Na mesma linha, Moisés Marques afirma que Cristina ainda tem a seu favor dois fatores. O primeiro, relativo ao fato de ser, na memória do argentino comum, a alternativa mais forte ao macrismo, pelo menos por enquanto. “O eleitor é pragmático. Se perceber que o governo Macri não melhora, é possível e até provável que volte a apostar no kirchnerismo”.

Para Marques, o raciocínio é simples: o governo Cristina foi ruim, mas se Macri fizer um governo pior, há chances de ressurreição política.

Victor R. Caivano Victor R. Caivano

Popularidade

Outro fator que pode complicar a governabilidade de Macri é a tendência de queda em sua popularidade em um ano de eleições legislativas. As pesquisas de opinião sobre a imagem do presidente e sobre a avaliação que os argentinos fazem de sua gestão registram dados discrepantes.

Um levantamento feito pela M&F Consultora com 2000 argentinos mostra que 25,9% dos entrevistados avaliam como positivo ou muito positivo seu primeiro ano de gestão, contra 43,1% que o avaliam como negativo ou muito negativo.

A mesma pesquisa mostra que, para 51,6% da amostra, Macri não está cumprindo as promessas que fez na campanha. A principal delas, a ponto de virar o slogan de Macri, foi “Pobreza Zero”, o compromisso de acabar com a miséria no país.

Entretanto, quando questionados sobre se, no geral, aprovam ou desaprovam a gestão do presidente, 43% dizem aprovar, contra 42% que dizem reprová-la.

Já o instituto Ipsos registra números divergentes. Em pesquisa feita com 1001 entrevistados, 43% disseram aprovar a gestão Macri, contra 33% que dizem desaprovar o governo. Dizem não aprovar nem desaprovar o governo 17%. Desses, 8 pontos são de entrevistados que disseram ter tendência a aprovar a gestão, contra 9 que tendem a  reprová-la.

Levando-se em consideração essas tendências, a aprovação de Macri seria de 51% e a desaprovação, de 42%.

Para o diretor de Public Affairs da Ipsos Argentina, Diego Reynoso, a imagem do presidente é melhor do que a de seu governo. “As pessoas avaliam mal o desempenho da economia, mas o presidente ainda mantém uma boa imagem junto ao povo”, afirma.
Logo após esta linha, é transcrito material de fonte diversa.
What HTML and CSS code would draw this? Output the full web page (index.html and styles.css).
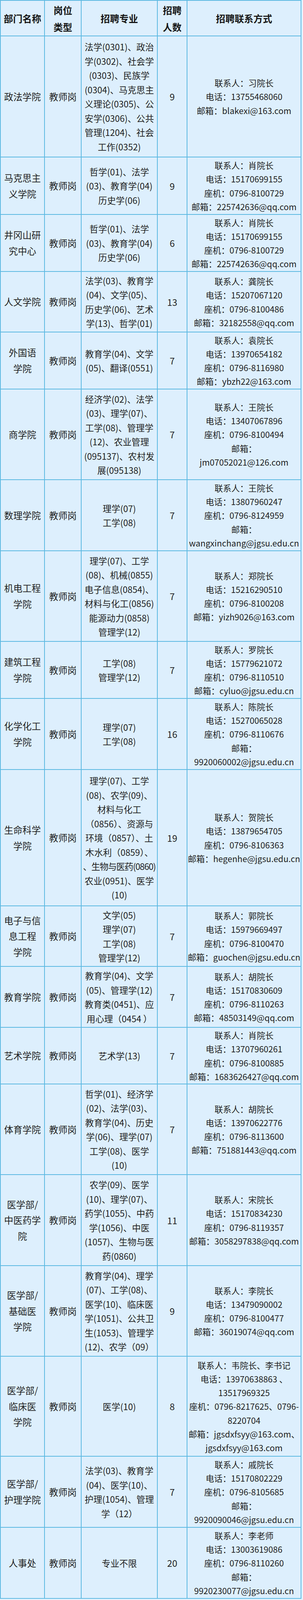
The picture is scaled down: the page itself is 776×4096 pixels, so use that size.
FILE: index.html
```html
<!DOCTYPE html>
<html lang="zh-CN">
<head>
<meta charset="utf-8">
<title>招聘岗位表</title>
<link rel="stylesheet" href="styles.css">
</head>
<body>
<table class="jobs">
  <colgroup>
    <col class="c-dept">
    <col class="c-type">
    <col class="c-major">
    <col class="c-num">
    <col class="c-contact">
  </colgroup>
  <thead>
    <tr>
      <th>部门名称</th>
      <th>岗位<br>类型</th>
      <th>招聘专业</th>
      <th>招聘<br>人数</th>
      <th>招聘联系方式</th>
    </tr>
  </thead>
  <tbody>
    <tr>
      <td class="dept">政法学院</td>
      <td class="type">教师岗</td>
      <td class="major">法学(0301)、政治<br>学(0302)、社会学<br>(0303)、民族学<br>(0304)、马克思主<br>义理论(0305)、公<br>安学(0306)、公共<br>管理(1204)、社会<br>工作(0352)</td>
      <td class="num">9</td>
      <td class="contact">联系人：习院长<br>电话：13755468060<br>邮箱：blakexi@163.com</td>
    </tr>
    <tr>
      <td class="dept">马克思主<br>义学院</td>
      <td class="type">教师岗</td>
      <td class="major">哲学(01)、法学<br>(03)、教育学(04)<br>历史学(06)</td>
      <td class="num">9</td>
      <td class="contact">联系人：肖院长<br>电话：15170699155<br>座机：0796-8100729<br>邮箱：225742636@qq.com</td>
    </tr>
    <tr>
      <td class="dept">井冈山研<br>究中心</td>
      <td class="type">教师岗</td>
      <td class="major">哲学(01)、法学<br>(03)、教育学(04)<br>历史学(06)</td>
      <td class="num">6</td>
      <td class="contact">联系人：肖院长<br>电话：15170699155<br>座机：0796-8100729<br>邮箱：225742636@qq.com</td>
    </tr>
    <tr>
      <td class="dept">人文学院</td>
      <td class="type">教师岗</td>
      <td class="major">法学(03)、教育学<br>(04)、文学(05)、<br>历史学(06)、艺术<br>学(13)、哲学(01)</td>
      <td class="num">13</td>
      <td class="contact">联系人：龚院长<br>电话：15207067120<br>座机：0796-8100486<br>邮箱：32182558@qq.com</td>
    </tr>
    <tr>
      <td class="dept">外国语<br>学院</td>
      <td class="type">教师岗</td>
      <td class="major">教育学(04)、文学<br>(05)、翻译(0551)</td>
      <td class="num">7</td>
      <td class="contact">联系人：袁院长<br>电话：13970654182<br>座机：0796-8116980<br>邮箱：ybzh22@163.com</td>
    </tr>
    <tr>
      <td class="dept">商学院</td>
      <td class="type">教师岗</td>
      <td class="major">经济学(02)、法学<br>(03)、理学(07)、<br>工学(08)、管理学<br>(12)、农业管理<br>(095137)、农村发<br>展(095138)</td>
      <td class="num">7</td>
      <td class="contact">联系人：王院长<br>电话：13407067896<br>座机：0796-8100494<br>邮箱：<br>jm07052021@126.com</td>
    </tr>
    <tr>
      <td class="dept">数理学院</td>
      <td class="type">教师岗</td>
      <td class="major">理学(07)<br>工学(08)</td>
      <td class="num">7</td>
      <td class="contact">联系人：王院长<br>电话：13807960247<br>座机：0796-8124959<br>邮箱：<br>wangxinchang@jgsu.edu.cn</td>
    </tr>
    <tr>
      <td class="dept">机电工程<br>学院</td>
      <td class="type">教师岗</td>
      <td class="major">理学(07)、工学<br>(08)、机械(0855)<br>电子信息(0854)、<br>材料与化工(0856)<br>能源动力(0858)<br>管理学(12)</td>
      <td class="num">7</td>
      <td class="contact">联系人：郑院长<br>电话：15216290510<br>座机：0796-8100208<br>邮箱：yizh9026@163.com</td>
    </tr>
    <tr>
      <td class="dept">建筑工程<br>学院</td>
      <td class="type">教师岗</td>
      <td class="major">工学(08)<br>管理学(12)</td>
      <td class="num">7</td>
      <td class="contact">联系人：罗院长<br>电话：15779621072<br>座机：0796-8110510<br>邮箱：cyluo@jgsu.edu.cn</td>
    </tr>
    <tr>
      <td class="dept">化学化工<br>学院</td>
      <td class="type">教师岗</td>
      <td class="major">理学(07)<br>工学(08)</td>
      <td class="num">16</td>
      <td class="contact">联系人：陈院长<br>电话：15270065028<br>座机：0796-8110676<br>邮箱：<br>9920060002@jgsu.edu.cn</td>
    </tr>
    <tr>
      <td class="dept">生命科学<br>学院</td>
      <td class="type">教师岗</td>
      <td class="major">理学(07)、工学<br>(08)、农学(09)、<br>材料与化工<br>（0856）、资源与<br>环境（0857）、土<br>木水利（0859）、<br><span class="tight">、生物与医药(0860)</span><br>农业(0951)、医学<br>(10)</td>
      <td class="num">19</td>
      <td class="contact">联系人：贺院长<br>电话：13879654705<br>座机：0796-8106363<br>邮箱：hegenhe@jgsu.edu.cn</td>
    </tr>
    <tr>
      <td class="dept">电子与信<br>息工程<br>学院</td>
      <td class="type">教师岗</td>
      <td class="major">文学(05)<br>理学(07)<br>工学(08)<br>管理学(12)</td>
      <td class="num">7</td>
      <td class="contact">联系人：郭院长<br>电话：15979669497<br>座机：0796-8100470<br>邮箱：guochen@jgsu.edu.cn</td>
    </tr>
    <tr>
      <td class="dept">教育学院</td>
      <td class="type">教师岗</td>
      <td class="major">教育学(04)、文学<br>(05)、管理学(12)<br>教育类(0451)、应<br>用心理（0454 ）</td>
      <td class="num">7</td>
      <td class="contact">联系人：胡院长<br>电话：15170830609<br>座机：0796-8110263<br>邮箱：48503149@qq.com</td>
    </tr>
    <tr>
      <td class="dept">艺术学院</td>
      <td class="type">教师岗</td>
      <td class="major">艺术学(13)</td>
      <td class="num">7</td>
      <td class="contact">联系人：肖院长<br>电话：13707960261<br>座机：0796-8100885<br>邮箱：1683626427@qq.com</td>
    </tr>
    <tr>
      <td class="dept">体育学院</td>
      <td class="type">教师岗</td>
      <td class="major">哲学(01)、经济学<br>(02)、法学(03)、<br>教育学(04)、历史<br>学(06)、理学(07)<br>工学(08)、医学<br>(10)</td>
      <td class="num">7</td>
      <td class="contact">联系人：胡院长<br>电话：13970622776<br>座机：0796-8113600<br>邮箱：751881443@qq.com</td>
    </tr>
    <tr>
      <td class="dept">医学部/<br>中医药学<br>院</td>
      <td class="type">教师岗</td>
      <td class="major">农学(09)、医学<br>(10)、理学(07)、<br>药学(1055)、中药<br>学(1056)、中医<br>(1057)、生物与医<br>药(0860)</td>
      <td class="num">11</td>
      <td class="contact">联系人：宋院长<br>电话：15170834230<br>座机：0796-8119357<br>邮箱：3058297838@qq.com</td>
    </tr>
    <tr>
      <td class="dept">医学部/<br>基础医<br>学院</td>
      <td class="type">教师岗</td>
      <td class="major">教育学(04)、理学<br>(07)、工学(08)、<br>医学(10)、临床医<br>学(1051)、公共卫<br>生(1053)、管理学<br>(12)、农学（09）</td>
      <td class="num">9</td>
      <td class="contact">联系人：李院长<br>电话：13479090002<br>座机：0796-8100477<br>邮箱：36019074@qq.com</td>
    </tr>
    <tr>
      <td class="dept">医学部/<br>临床医<br>学院</td>
      <td class="type">教师岗</td>
      <td class="major">医学(10)</td>
      <td class="num">8</td>
      <td class="contact">联系人：韦院长、李书记<br>电话：13970638863 、<br>13517969325<br>座机：0796-8217625、0796-<br>8220704<br>邮箱：jgsdxfsyy@163.com、<br>jgsdxfsyy@163.com</td>
    </tr>
    <tr>
      <td class="dept">医学部/<br>护理学院</td>
      <td class="type">教师岗</td>
      <td class="major">法学(03)、教育学<br>(04)、医学(10)、<br>护理(1054)、管理<br>学（12）</td>
      <td class="num">7</td>
      <td class="contact">联系人：戚院长<br>电话：15170802229<br>座机：0796-8105685<br>邮箱：<br>9920090046@jgsu.edu.cn</td>
    </tr>
    <tr>
      <td class="dept">人事处</td>
      <td class="type">教师岗</td>
      <td class="major">专业不限</td>
      <td class="num">20</td>
      <td class="contact">联系人：李老师<br>电话：13003619086<br>座机：0796-8110260<br>邮箱：<br>9920230077@jgsu.edu.cn</td>
    </tr>
  </tbody>
</table>
</body>
</html>
```

FILE: styles.css
```css
html, body {
  margin: 0;
  padding: 0;
  background: #e3f2fd;
}

body {
  font-family: "Noto Sans CJK SC", "Noto Sans", sans-serif;
  color: #1f1f1f;
}

.jobs {
  border-collapse: collapse;
  table-layout: fixed;
  width: 770px;
  background: #ddeffd;
}

.c-dept { width: 113px; }
.c-type { width: 94px; }
.c-major { width: 195px; }
.c-num { width: 76px; }
.c-contact { width: 292px; }

.jobs th,
.jobs td {
  border: 2px solid #5db9e2;
  padding: 0 1px;
  text-align: center;
  vertical-align: middle;
  white-space: nowrap;
  overflow: visible;
}

.jobs th {
  font-weight: 700;
  font-size: 24px;
  line-height: 43px;
  color: #151515;
}

.jobs thead tr { height: 91px; }

.dept,
.type {
  font-size: 23.5px;
  line-height: 40.6px;
}

.num {
  font-size: 23.5px;
  line-height: 36px;
}

.major {
  font-size: 22.5px;
  line-height: 36.5px;
}

.contact {
  font-size: 21.6px;
  line-height: 35.2px;
}

.tight {
  letter-spacing: -1.2px;
}

.jobs tbody tr:nth-child(1) { height: 310px; }
.jobs tbody tr:nth-child(2) { height: 147px; }
.jobs tbody tr:nth-child(3) { height: 146px; }
.jobs tbody tr:nth-child(4) { height: 155px; }
.jobs tbody tr:nth-child(5) { height: 146px; }
.jobs tbody tr:nth-child(6) { height: 232px; }
.jobs tbody tr:nth-child(7) { height: 182px; }
.jobs tbody tr:nth-child(8) { height: 232px; }
.jobs tbody tr:nth-child(9) { height: 146px; }
.jobs tbody tr:nth-child(10) { height: 182px; }
.jobs tbody tr:nth-child(11) { height: 349px; }
.jobs tbody tr:nth-child(12) { height: 155px; }
.jobs tbody tr:nth-child(13) { height: 156px; }
.jobs tbody tr:nth-child(14) { height: 145px; }
.jobs tbody tr:nth-child(15) { height: 232px; }
.jobs tbody tr:nth-child(16) { height: 233px; }
.jobs tbody tr:nth-child(17) { height: 232px; }
.jobs tbody tr:nth-child(18) { height: 256px; }
.jobs tbody tr:nth-child(19) { height: 182px; }
.jobs tbody tr:nth-child(20) { height: 182px; }
```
De fato, para o cientista político Julio Burdman, a queda da popularidade de Macri foi relativamente pequena desde o início de seu mandato. “Dependendo da pesquisa, chega a 10%, mas se mantém em níveis próximos dos 45% de aprovação. Em um cenário de recessão no continente, a maioria dos líderes dos países vizinhos tem popularidade inferior à de Macri."

Para Alicia Lissidini, cientista política e professora da Universidade Nacional de San Martin, em Buenos Aires, a queda de popularidade era esperada com “o fim da lua de mel entre Macri e a população no início do mandato”. Ela aposta, contudo, que as perspectivas para o presidente devem se alterar negativamente em 2017, a depender da situação da economia.
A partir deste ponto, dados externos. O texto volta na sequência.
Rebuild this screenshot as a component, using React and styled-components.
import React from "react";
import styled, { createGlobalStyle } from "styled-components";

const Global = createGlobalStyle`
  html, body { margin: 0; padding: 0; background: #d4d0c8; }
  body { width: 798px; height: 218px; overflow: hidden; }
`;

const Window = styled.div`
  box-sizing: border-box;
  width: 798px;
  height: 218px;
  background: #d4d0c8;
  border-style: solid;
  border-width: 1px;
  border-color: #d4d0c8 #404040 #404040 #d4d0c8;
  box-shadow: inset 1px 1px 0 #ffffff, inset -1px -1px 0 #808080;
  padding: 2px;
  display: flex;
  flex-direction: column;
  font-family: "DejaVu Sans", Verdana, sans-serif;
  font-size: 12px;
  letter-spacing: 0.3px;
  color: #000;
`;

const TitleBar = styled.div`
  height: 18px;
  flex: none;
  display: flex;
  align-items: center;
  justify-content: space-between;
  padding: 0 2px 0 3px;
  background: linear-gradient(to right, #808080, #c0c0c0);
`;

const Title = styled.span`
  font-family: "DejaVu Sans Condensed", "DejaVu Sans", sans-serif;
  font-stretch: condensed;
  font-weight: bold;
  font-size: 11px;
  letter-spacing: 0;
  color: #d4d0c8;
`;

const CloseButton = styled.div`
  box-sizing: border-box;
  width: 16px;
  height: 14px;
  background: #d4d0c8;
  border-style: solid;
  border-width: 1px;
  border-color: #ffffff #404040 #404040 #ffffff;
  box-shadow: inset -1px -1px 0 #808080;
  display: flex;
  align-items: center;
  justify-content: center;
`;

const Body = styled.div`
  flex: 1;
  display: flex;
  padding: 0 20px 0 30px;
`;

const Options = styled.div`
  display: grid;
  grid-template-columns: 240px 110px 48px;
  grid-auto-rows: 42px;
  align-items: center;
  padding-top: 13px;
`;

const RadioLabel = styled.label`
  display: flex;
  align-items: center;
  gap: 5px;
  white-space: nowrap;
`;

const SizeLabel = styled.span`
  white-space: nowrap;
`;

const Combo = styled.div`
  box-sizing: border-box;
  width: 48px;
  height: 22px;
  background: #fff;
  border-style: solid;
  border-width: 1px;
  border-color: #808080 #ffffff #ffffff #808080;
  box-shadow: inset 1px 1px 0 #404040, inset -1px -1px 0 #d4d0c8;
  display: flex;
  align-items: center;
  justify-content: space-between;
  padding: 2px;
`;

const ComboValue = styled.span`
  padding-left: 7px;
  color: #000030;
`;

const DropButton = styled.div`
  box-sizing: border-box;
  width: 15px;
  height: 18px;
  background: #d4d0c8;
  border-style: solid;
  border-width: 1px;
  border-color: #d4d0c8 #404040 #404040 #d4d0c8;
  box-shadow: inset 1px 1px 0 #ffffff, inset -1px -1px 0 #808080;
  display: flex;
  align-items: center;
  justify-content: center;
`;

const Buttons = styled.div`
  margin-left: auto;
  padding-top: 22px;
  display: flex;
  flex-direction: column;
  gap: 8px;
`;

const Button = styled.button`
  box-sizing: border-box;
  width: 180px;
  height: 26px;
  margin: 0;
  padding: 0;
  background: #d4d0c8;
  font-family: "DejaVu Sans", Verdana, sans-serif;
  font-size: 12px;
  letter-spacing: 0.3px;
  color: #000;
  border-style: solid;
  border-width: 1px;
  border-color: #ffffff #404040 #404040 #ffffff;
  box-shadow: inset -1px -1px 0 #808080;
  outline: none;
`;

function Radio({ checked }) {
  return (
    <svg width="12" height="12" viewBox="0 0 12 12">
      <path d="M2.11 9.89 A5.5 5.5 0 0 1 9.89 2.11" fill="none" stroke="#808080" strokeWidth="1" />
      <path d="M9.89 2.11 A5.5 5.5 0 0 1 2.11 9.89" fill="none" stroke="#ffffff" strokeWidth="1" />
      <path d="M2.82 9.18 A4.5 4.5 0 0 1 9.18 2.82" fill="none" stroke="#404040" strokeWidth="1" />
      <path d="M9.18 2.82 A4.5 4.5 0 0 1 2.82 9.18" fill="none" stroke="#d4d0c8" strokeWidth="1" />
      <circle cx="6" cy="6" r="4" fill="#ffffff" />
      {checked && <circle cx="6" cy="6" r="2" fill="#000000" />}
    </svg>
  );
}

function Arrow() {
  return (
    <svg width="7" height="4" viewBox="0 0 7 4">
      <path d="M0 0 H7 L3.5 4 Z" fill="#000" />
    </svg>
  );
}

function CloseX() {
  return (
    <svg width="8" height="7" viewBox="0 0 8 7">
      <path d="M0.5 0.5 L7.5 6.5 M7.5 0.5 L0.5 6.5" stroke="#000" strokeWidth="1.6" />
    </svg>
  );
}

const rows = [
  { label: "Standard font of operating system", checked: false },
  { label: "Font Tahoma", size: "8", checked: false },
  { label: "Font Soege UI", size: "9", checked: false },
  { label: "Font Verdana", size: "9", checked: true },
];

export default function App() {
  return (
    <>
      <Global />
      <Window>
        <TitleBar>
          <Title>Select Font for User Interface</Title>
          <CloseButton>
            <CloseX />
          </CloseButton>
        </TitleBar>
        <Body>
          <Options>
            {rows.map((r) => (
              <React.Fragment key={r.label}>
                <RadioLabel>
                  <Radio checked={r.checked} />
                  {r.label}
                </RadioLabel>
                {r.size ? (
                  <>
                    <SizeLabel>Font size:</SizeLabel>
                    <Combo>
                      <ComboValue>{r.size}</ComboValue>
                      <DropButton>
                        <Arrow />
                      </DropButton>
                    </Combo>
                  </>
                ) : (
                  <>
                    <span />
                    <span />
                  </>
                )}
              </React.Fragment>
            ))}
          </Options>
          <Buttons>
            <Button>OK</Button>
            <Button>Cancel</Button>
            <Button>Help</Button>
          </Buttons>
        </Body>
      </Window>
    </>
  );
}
Na mesma linha, o cientista político Moisés Marques, da Fespsp (Fundação Escola de Sociologia e Política de São Paulo) afirma que, até agora, o governo conseguiu manter uma imagem relativamente positiva, apesar dos indicadores econômicos e sociais terem piorado, ao dizer que a herança maldita de Cristina era “pior do que o imaginado”.

Mas ele afirma que “as expectativas já não são tão positivas quanto no início do mandato e as desculpas razoáveis do governo estão se acabando”.